A third limitation of our study was that CTC positivity was seen in 10/13 patients only in the initial determination, made 1 month after total thyroidectomy or completion total thyroidectomy. It therefore cannot be excluded that in our cohort, CTC positivity was strongly influenced by surgical handling. This hypothesis is supported by the significant correlation noted in our analysis between at least two consecutive positive CTC determinations and Tg positivity, while correlation with Tg positivity was absent when only the 1-month post-surgery CTC test was positive. However, the significant correlation was seen only in 2 evaluable patients, so its interpretation requires extreme caution. Nonetheless, it would be of interest to investigate using as the baseline CTC value a determination made later after surgery, e.g., at 6 months.

A fourth limitation of our study is that we did not evaluate possible statistical relationships between CTC status and demographic and clinical risk factors characterized elsewhere (1, 4, 7). Also, we lacked CTC values for healthy subjects or for patients with other forms of DTC or other thyroid disorders; such comparators would have provided useful context. Moreover, we analyzed CTC data categorically, not continuously, and did not assess CTC results as part of a multi-variable model, which may be the optimal way to deploy these data in everyday practice. Lastly, the CTC testing methodology that we used, entailing multi-step cell preparation and isolation, could lead to loss of or damage to tumor cells, reducing accuracy. More importantly, the methodology’s time-consuming, labor-intensive nature may render such a protocol unsuitable for widespread application; likely, this modality would need to be reserved for ambiguous or challenging cases. Conversely, the combination of biochemical testing (for surface cytokeratins) and microscopic inspection characterizing our technique could increase reliability compared to fully-automated CTC quantitation techniques.

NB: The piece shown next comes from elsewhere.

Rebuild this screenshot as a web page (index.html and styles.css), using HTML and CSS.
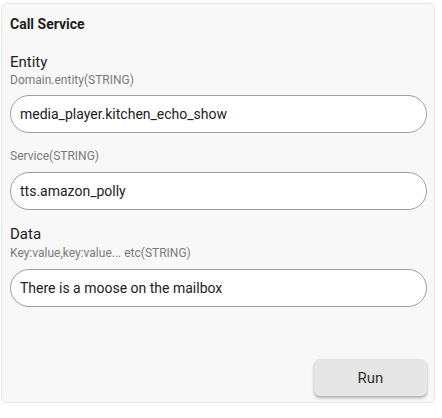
FILE: index.html
```html
<!DOCTYPE html>
<html lang="en">
<head>
    <meta charset="UTF-8">
    <meta name="viewport" content="width=device-width, initial-scale=1.0">
    <title>Call Service</title>
    <link rel="stylesheet" href="styles.css">
</head>
<body>
    <div class="card">
        <h3 class="card-title">Call Service</h3>

        <div class="field field-entity">
            <div class="label">Entity</div>
            <div class="hint">Domain.entity(STRING)</div>
            <input class="text-input" type="text" value="media_player.kitchen_echo_show">
        </div>

        <div class="field field-service">
            <div class="hint">Service(STRING)</div>
            <input class="text-input" type="text" value="tts.amazon_polly">
        </div>

        <div class="field field-data">
            <div class="label">Data</div>
            <div class="hint">Key:value,key:value... etc(STRING)</div>
            <input class="text-input" type="text" value="There is a moose on the mailbox">
        </div>

        <div class="actions">
            <button class="run-button">Run</button>
        </div>
    </div>
</body>
</html>
```

FILE: styles.css
```css
body { margin: 0; font-family: Roboto, "Liberation Sans", sans-serif; background: #fff; color: #212121; }
.card { margin: 3px 0 0 1px; width: 434px; height: 400px; box-sizing: border-box; padding: 0 7px 0 8px; background: #f8f8f8; border: 1px solid #e6e6e6; border-radius: 5px; display: flex; flex-direction: column; }
.card-title { margin: 12px 0 0 0; font-size: 14px; font-weight: 700; line-height: 16px; color: #1c1c1c; }
.field { display: flex; flex-direction: column; }
.label { font-size: 15px; line-height: 18px; color: #222; }
.hint { font-size: 12px; line-height: 14px; color: #7a7a7a; margin-top: 2px; }
.field-entity .label { margin-top: 21px; }
.field-service .hint { margin-top: 16px; }
.field-data .label { margin-top: 15px; }
.field-data .hint { margin-top: 3px; }
.text-input { margin-top: 8px; height: 38px; box-sizing: border-box; width: 100%; padding: 0 9px; border: 1px solid #9e9e9e; border-radius: 19px; background: #fff; font-family: inherit; font-size: 14px; color: #212121; outline: none; }
.field-service .text-input, .field-data .text-input { margin-top: 9px; }
.actions { margin-top: auto; margin-bottom: 6px; display: flex; justify-content: flex-end; }
.run-button { width: 113px; height: 37px; border: none; border-radius: 6px; background: #e6e6e6; font-family: Roboto, "Liberation Sans", sans-serif; font-size: 15px; color: #333; box-shadow: 0 2px 3px rgba(0, 0, 0, 0.3); cursor: pointer; }
```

In conclusion, this preliminary, hypothesis-generating work suggests that CTC testing is feasible in, and may provide otherwise uncaptured prognostic or other clinical information regarding patients with MIFC or benign thyroid tumors with a follicular pattern. Further study, preferably prospective and multi-center, in larger samples with longer follow-up is warranted.

Conflict of interest

No author has any potential conflict of interest associated with this research.